One of them is a young man with a razor-blade slit upon his eyebrow, faux-diamond piercings in each ear. His body is lithe and his eyes are focused ahead in some sharp and distant gaze. He is hailed by a large lawman with long close cropped sideburns. Pulling the one earbud away, the young man turns towards the officer, slowing –but not stopping– his ambulation. The policeman commands him to halt and asks for some form of identification. A wave of umbrage ripples across the young man’s countenance, his eyelids drop slightly and his gaze narrows. He asks what he did wrong. The officer explains tersely that he was jaywalking and repeats his order for the man’s identification. As he lifts his wallet from his shorts the jaywalker explains that the officer must be mistaken. They have a disagreement which ends with the young man receiving his miserable yellow slip of paper, telling the officer that their enforcement is capricious, swearing to stand guard at that crosswalk to make sure that the law is applied with severe equality.
Another policeman, recently arrived on the scene, comments that the man had better regard his attitude.
“There’s one!” the jaywalking man proclaims, singling out a person who had started walking too late.
The large policeman sighs and shakes his head, hailing the businessman on the phone, telling him to wait while he finishes up another yellow ticket he began while arguing with the young man.
The police soon have their hands full of jaywalkers, and in turn fill the jaywalkers’ hands with yellow tickets. The scene becomes quite ridiculous when a little old aunty, her hands full of plastic bags, struggles to hobble across the intersection in order to catch her bus.
The eyes of the young man look jeeringly at the officers on the other side.
The first officer, now freed of the tourists, is signaled by his colleagues to reprimand the bandy-legged septuagenarian.

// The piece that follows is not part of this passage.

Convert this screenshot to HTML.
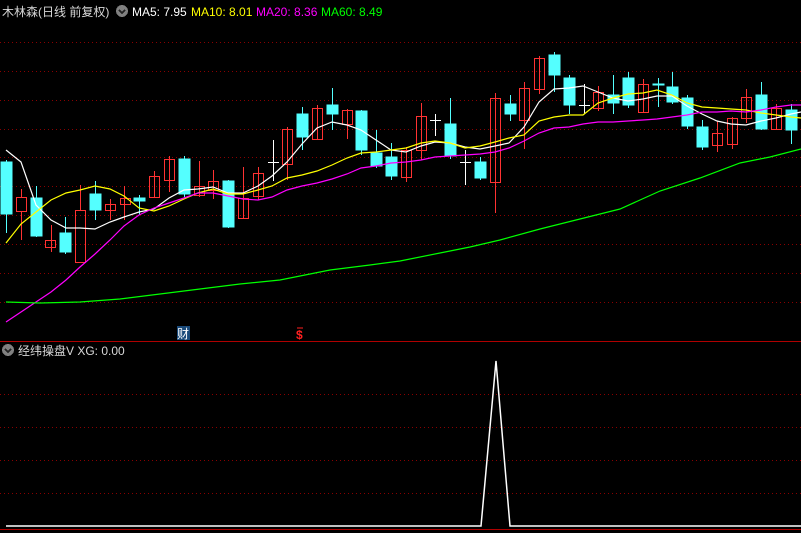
<!DOCTYPE html>
<html><head><meta charset="utf-8"><style>
html,body{margin:0;padding:0;background:#000;width:801px;height:533px;overflow:hidden}
svg{display:block}
text{font-family:"Liberation Sans","Noto Sans CJK SC",sans-serif;font-size:12px}
</style></head><body>
<svg width="801" height="533" viewBox="0 0 801 533" xmlns="http://www.w3.org/2000/svg" shape-rendering="crispEdges">
<rect width="801" height="533" fill="#000"/>
<g stroke="#8a0000" stroke-dasharray="1 3" stroke-width="1">
<line x1="0" y1="42.5" x2="801" y2="42.5"/><line x1="0" y1="71.5" x2="801" y2="71.5"/><line x1="0" y1="100.5" x2="801" y2="100.5"/><line x1="0" y1="129.5" x2="801" y2="129.5"/><line x1="0" y1="157.5" x2="801" y2="157.5"/><line x1="0" y1="186.5" x2="801" y2="186.5"/><line x1="0" y1="215.5" x2="801" y2="215.5"/><line x1="0" y1="244.5" x2="801" y2="244.5"/><line x1="0" y1="273.5" x2="801" y2="273.5"/><line x1="0" y1="302.5" x2="801" y2="302.5"/>
<line x1="0" y1="394.5" x2="801" y2="394.5"/><line x1="0" y1="427.5" x2="801" y2="427.5"/><line x1="0" y1="460.5" x2="801" y2="460.5"/><line x1="0" y1="493.5" x2="801" y2="493.5"/>
</g>
<line x1="0" y1="341.5" x2="801" y2="341.5" stroke="#b00000"/>
<line x1="0" y1="529.5" x2="801" y2="529.5" stroke="#b00000"/>

<g id="c" stroke-width="1">
<!-- cyan: x, bodyTop, bodyBot, wickTop, wickBot -->
<g fill="#54ffff" stroke="#54ffff">
<line x1="6.5" y1="160" x2="6.5" y2="233"/><rect x="1" y="162" width="11" height="52"/>
<line x1="36.5" y1="186" x2="36.5" y2="237"/><rect x="31" y="198" width="11" height="38"/>
<line x1="65.5" y1="217" x2="65.5" y2="254"/><rect x="60" y="233" width="11" height="19"/>
<line x1="95.5" y1="181" x2="95.5" y2="220"/><rect x="90" y="194" width="11" height="16"/>
<line x1="139.5" y1="195" x2="139.5" y2="215"/><rect x="134" y="198" width="11" height="3"/>
<line x1="184.5" y1="156" x2="184.5" y2="197"/><rect x="179" y="159" width="11" height="35"/>
<line x1="228.5" y1="180" x2="228.5" y2="228"/><rect x="223" y="181" width="11" height="46"/>
<line x1="302.5" y1="107" x2="302.5" y2="150"/><rect x="297" y="114" width="11" height="23"/>
<line x1="332.5" y1="88" x2="332.5" y2="130"/><rect x="327" y="105" width="11" height="9"/>
<line x1="361.5" y1="110" x2="361.5" y2="155"/><rect x="356" y="111" width="11" height="39"/>
<line x1="376.5" y1="130" x2="376.5" y2="168"/><rect x="371" y="153" width="11" height="13"/>
<line x1="391.5" y1="143" x2="391.5" y2="180"/><rect x="386" y="157" width="11" height="19"/>
<line x1="450.5" y1="98" x2="450.5" y2="159"/><rect x="445" y="124" width="11" height="32"/>
<line x1="480.5" y1="157" x2="480.5" y2="180"/><rect x="475" y="162" width="11" height="16"/>
<line x1="510.5" y1="95" x2="510.5" y2="121"/><rect x="505" y="104" width="11" height="10"/>
<line x1="554.5" y1="52" x2="554.5" y2="92"/><rect x="549" y="55" width="11" height="20"/>
<line x1="569.5" y1="75" x2="569.5" y2="114"/><rect x="564" y="78" width="11" height="27"/>
<line x1="613.5" y1="75" x2="613.5" y2="114"/><rect x="608" y="95" width="11" height="8"/>
<line x1="628.5" y1="72" x2="628.5" y2="108"/><rect x="623" y="78" width="11" height="27"/>
<line x1="658.5" y1="78" x2="658.5" y2="107"/><rect x="653" y="84" width="11" height="1"/>
<line x1="672.5" y1="72" x2="672.5" y2="104"/><rect x="667" y="87" width="11" height="15"/>
<line x1="687.5" y1="95" x2="687.5" y2="129"/><rect x="682" y="98" width="11" height="28"/>
<line x1="702.5" y1="120" x2="702.5" y2="150"/><rect x="697" y="127" width="11" height="20"/>
<line x1="761.5" y1="82" x2="761.5" y2="130"/><rect x="756" y="95" width="11" height="34"/>
<line x1="791.5" y1="104" x2="791.5" y2="144"/><rect x="786" y="110" width="11" height="20"/>
</g>
<g fill="none" stroke="#ff3232">
<line x1="21.5" y1="189" x2="21.5" y2="197"/><line x1="21.5" y1="212" x2="21.5" y2="240"/><rect x="16.5" y="197.5" width="10" height="14"/>
<line x1="51.5" y1="225" x2="51.5" y2="252"/><rect x="45.5" y="240.5" width="10" height="7"/>
<line x1="80.5" y1="185" x2="80.5" y2="210"/><rect x="75.5" y="210.5" width="10" height="52"/>
<line x1="110.5" y1="199" x2="110.5" y2="220"/><rect x="105.5" y="204.5" width="10" height="6"/>
<line x1="124.5" y1="186" x2="124.5" y2="220"/><rect x="120.5" y="198.5" width="10" height="6"/>
<line x1="154.5" y1="171" x2="154.5" y2="197"/><rect x="149.5" y="176.5" width="10" height="21"/>
<line x1="169.5" y1="156" x2="169.5" y2="192"/><rect x="164.5" y="159.5" width="10" height="21"/>
<line x1="199.5" y1="161" x2="199.5" y2="197"/><rect x="194.5" y="186.5" width="10" height="9"/>
<line x1="213.5" y1="170" x2="213.5" y2="199"/><rect x="208.5" y="181.5" width="10" height="9"/>
<line x1="243.5" y1="167" x2="243.5" y2="218"/><rect x="238.5" y="198.5" width="10" height="20"/>
<line x1="258.5" y1="167" x2="258.5" y2="200"/><rect x="253.5" y="173.5" width="10" height="23"/>
<line x1="287.5" y1="127" x2="287.5" y2="180"/><rect x="282.5" y="129.5" width="10" height="35"/>
<line x1="317.5" y1="105" x2="317.5" y2="140"/><rect x="312.5" y="108.5" width="10" height="31"/>
<line x1="347.5" y1="109" x2="347.5" y2="139"/><rect x="342.5" y="110.5" width="10" height="14"/>
<line x1="406.5" y1="147" x2="406.5" y2="182"/><rect x="401.5" y="150.5" width="10" height="27"/>
<line x1="421.5" y1="103" x2="421.5" y2="160"/><rect x="416.5" y="116.5" width="10" height="34"/>
<line x1="495.5" y1="93" x2="495.5" y2="213"/><rect x="490.5" y="98.5" width="10" height="84"/>
<line x1="524.5" y1="82" x2="524.5" y2="149"/><rect x="519.5" y="88.5" width="10" height="32"/>
<line x1="539.5" y1="56" x2="539.5" y2="94"/><rect x="534.5" y="58.5" width="10" height="31"/>
<line x1="598.5" y1="86" x2="598.5" y2="111"/><rect x="593.5" y="92.5" width="10" height="16"/>
<line x1="643.5" y1="79" x2="643.5" y2="113"/><rect x="638.5" y="84.5" width="10" height="28"/>
<line x1="717.5" y1="121" x2="717.5" y2="152"/><rect x="712.5" y="133.5" width="10" height="12"/>
<line x1="732.5" y1="117" x2="732.5" y2="149"/><rect x="727.5" y="118.5" width="10" height="26"/>
<line x1="746.5" y1="89" x2="746.5" y2="123"/><rect x="741.5" y="97.5" width="10" height="21"/>
<line x1="776.5" y1="104" x2="776.5" y2="130"/><rect x="771.5" y="108.5" width="10" height="21"/>
</g>
<g stroke="#fff">
<line x1="273.5" y1="140" x2="273.5" y2="181"/><line x1="268" y1="162.5" x2="279" y2="162.5"/>
<line x1="435.5" y1="114" x2="435.5" y2="136"/><line x1="430" y1="120.5" x2="441" y2="120.5"/>
<line x1="465.5" y1="150" x2="465.5" y2="185"/><line x1="460" y1="162.5" x2="471" y2="162.5"/>
<line x1="584.5" y1="84" x2="584.5" y2="114"/><line x1="579" y1="105.5" x2="590" y2="105.5"/>
</g>
</g>

<g fill="none" stroke-width="1.2" shape-rendering="auto">
<polyline stroke="#fff" points="6,150 21,162 36,205 51,220 66,228 80,228 95,229 110,222 124,217 139,212 154,209 169,198 184,190 198,189 213,187 228,193 243,193 258,186 272,176 287,162 302,144 317,128 332,122 347,125 361,130 376,140 391,150 406,152 421,146 435,142 450,143 465,147 480,149 495,146 509,143 524,127 539,102 554,89 569,88 583,86 598,92 613,98 628,101 643,99 657,96 672,96 687,106 702,114 717,121 731,124 746,125 761,121 776,118 791,114 801,112"/>
<polyline stroke="#ffff00" points="6,243 21,224 36,212 51,200 66,193 80,190 95,186 110,189 124,196 139,208 154,211 169,206 184,199 198,193 213,189 228,194 243,194 258,190 272,186 287,178 302,175 317,171 332,165 347,158 361,153 376,152 391,150 406,148 421,143 435,141 450,143 465,148 480,146 495,142 509,138 524,135 539,121 554,117 569,115 583,115 598,103 613,98 628,94 643,93 657,90 672,95 687,103 702,107 717,108 731,109 746,110 761,113 776,115 791,117 801,118"/>
<polyline stroke="#ff00ff" points="6,322 21,312 36,302 51,292 66,280 80,267 95,254 110,240 124,226 139,215 154,208 169,203 184,198 198,193 213,193 228,196 243,199 258,200 272,197 287,190 302,186 317,183 332,179 347,174 361,168 376,166 391,163 406,162 421,160 435,157 450,156 465,155 480,154 495,152 509,148 524,141 539,133 554,128 569,127 583,124 598,122 613,122 628,121 643,120 657,119 672,117 687,115 702,112 717,112 731,111 746,112 761,110 776,107 791,105 801,105"/>
<polyline stroke="#00ff00" points="6,302 40,303 80,302 120,299 160,294 200,289 240,284 280,280 300,276 330,270 370,265 400,261 440,253 470,247 500,240 540,229 580,219 620,209 660,191 700,178 740,163 770,157 801,149"/>
<polyline stroke="#fff" stroke-width="1.5" points="6,526 481,526 496,361 510,526 801,526"/>
</g>

<text x="2" y="16" fill="#d8d8d8" font-size="13">木林森(日线 前复权)</text>
<circle cx="122" cy="11" r="6" fill="#808080"/>
<path d="M119 10 L122 13 L125 10" stroke="#222" stroke-width="1.5" fill="none"/>
<text x="132" y="16" fill="#fff">MA5: 7.95</text>
<text x="191" y="16" fill="#ffff00">MA10: 8.01</text>
<text x="256" y="16" fill="#ff00ff">MA20: 8.36</text>
<text x="321" y="16" fill="#00ff00">MA60: 8.49</text>

<rect x="177" y="326" width="13" height="14" fill="#1a4a7a"/>
<text x="177" y="338" fill="#fff" font-size="12">财</text>
<text x="296" y="339" fill="#ff2020" font-size="12" font-weight="bold">$</text>
<line x1="297" y1="328" x2="303" y2="328" stroke="#ff2020"/>

<circle cx="8" cy="350" r="6" fill="#808080"/>
<path d="M5 349 L8 352 L11 349" stroke="#222" stroke-width="1.5" fill="none"/>
<text x="18" y="355" fill="#d8d8d8" font-size="13">经纬操盘V XG: 0.00</text>
</svg>
</body></html>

Several bystanders gaze with confusion on the severity of equality under the law.
The young man too is stunned. His eyes seem to be awash with displeasure and confusion. Hadn’t he wanted this to happen?
I must leave now for an appointment, so I tuck my notebook into my knapsack and take-off down South Hotel.
There have been a lot of jaywalking tickets in the past few weeks. A good number of students from Hawaii Pacific University have gotten the yellow portion of the triplicate form which indicates their offense and its respective fine. But what’s to be done? Below are some suggestions for how to stay away from being fined for jaywalking.
The rules regarding crosswalks are not as confusing as they may seem. Start crossing the crosswalk only when you see the walking person. Do not start crossing once the hand starts flashing, no matter how many numbers are left. Make sure you are out of the crosswalk before the numbers finish counting down. The countdown is only to inform you of the time you have left to get to the other side, so long as you’ve already started.
Also, stay within the boundaries of the crosswalk. It is considered jaywalking to leave the white lines prior to reaching the other side.
Please, kokua, do not argue with the police. The consequences may be far more reaching than you imagine. Instead help-out your friends by making them aware of what the stipulations are and how to avoid the fines.